“Sticks and stones may break my bones, but names will never hurt me.”
It’s a familiar refrain we learn from our parents as children, meant to soothe the pain of being called nasty names by playmates.
However, if you’re like most of us, you’ll remember that it wasn’t particularly effective either in helping us feel better or in stopping the name-calling.
The reality is that nasty names really do hurt – quite literally. We know now from brain imaging and neuroscience that emotional pain impacts the same areas of the brain as physical pain, and the experience is just as harrowing.
It would be nice if this were irrelevant to us as adults, but unfortunately – it’s not. Name-calling, also known as ad hominem attacks, are almost as prevalent in the office as they were on the playground. Applying the Latin term may make us sound more sophisticated, but the actual experience is still painful and, in truth, not a whole lot more mature.
Ad hominem: it simply means referencing the person instead of a specific action or idea.
Someone makes a mistake. “I can’t trust you to do anything right!” is an ad hominem statement.
Someone has an idea with which you disagree. “I can’t believe you’re stupid enough to think that will work!” is an ad hominem statement.
Describing someone’s character or personality is never helpful in creating change.
Not only do the negative names hurt (and therefore instantly shut down receptivity in favor of defense), but there’s no way for someone to understand what should change in order to be more acceptable.
Correcting mistakes requires training, focus, and/or greater attention to detail. These are all teachable, coachable skills – but they won’t be learned if someone is called “untrustworthy.”
Brainstorming ideas requires an open mind for all involved as well as information about the context within which ideas might be put into execution (resources, time frames, market conditions, etc.). Calling someone “stupid” when they are, in fact, merely uninformed doesn’t help them learn; instead it teaches everyone to avoid innovation and creativity.
Even in those instances where an employee is a misfit for the organizational culture and objectives, calling their character into question is neither appropriate nor helpful.
And yet, if we’re to be honest, we see it all the time (and maybe even do it ourselves, even if only in the privacy of our own thoughts).
It takes effort to understand where someone is coming from and what information or skills they lack, and then offer training, coaching, mentoring, or other assistance to help them improve.
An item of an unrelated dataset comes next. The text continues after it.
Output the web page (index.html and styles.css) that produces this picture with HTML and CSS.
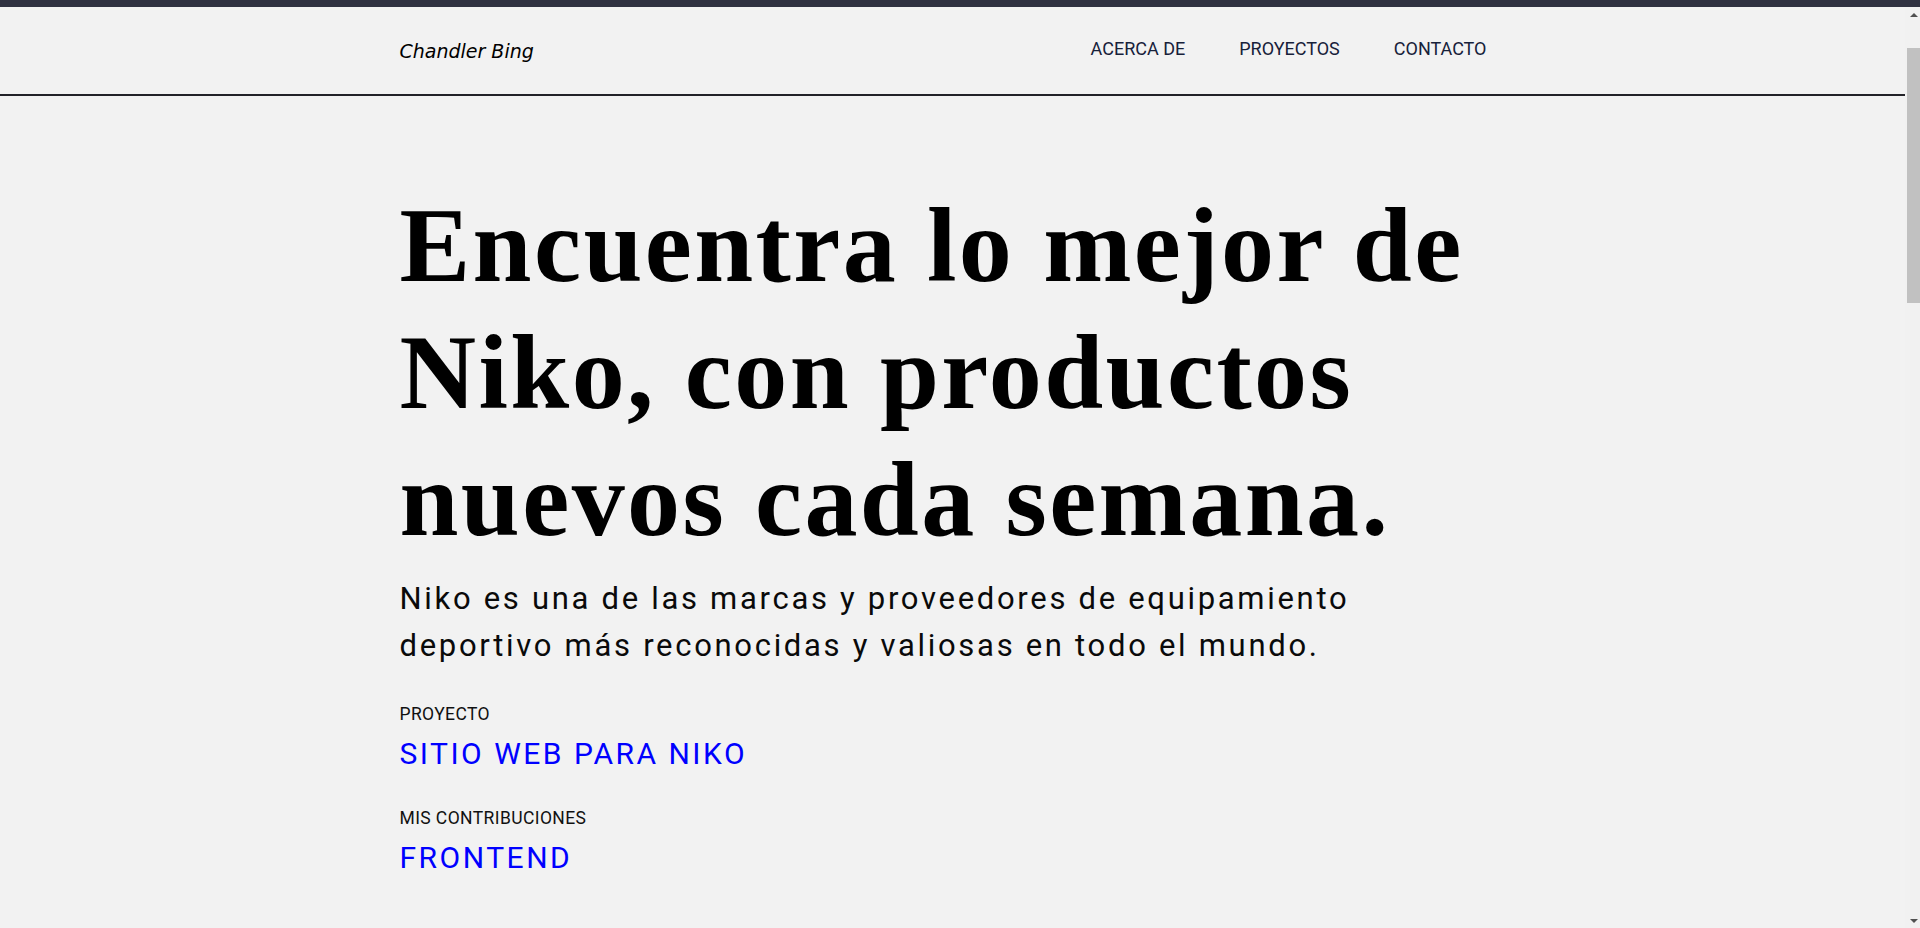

It’s a lot easier to label someone – in our thoughts or out loud – as stupid, incompetent, or untrustworthy.
But that doesn’t feel good to anyone. Equally important, it doesn’t improve anyone’s chances of success, from the individual to the team and all the way to the organization itself.
Notice your own tendencies for ad hominem attacks. Notice your own reaction when someone directs an ad hominem attack at you.
And then you can impress them with your knowledge of Latin even as you coach them (and yourself) to do better.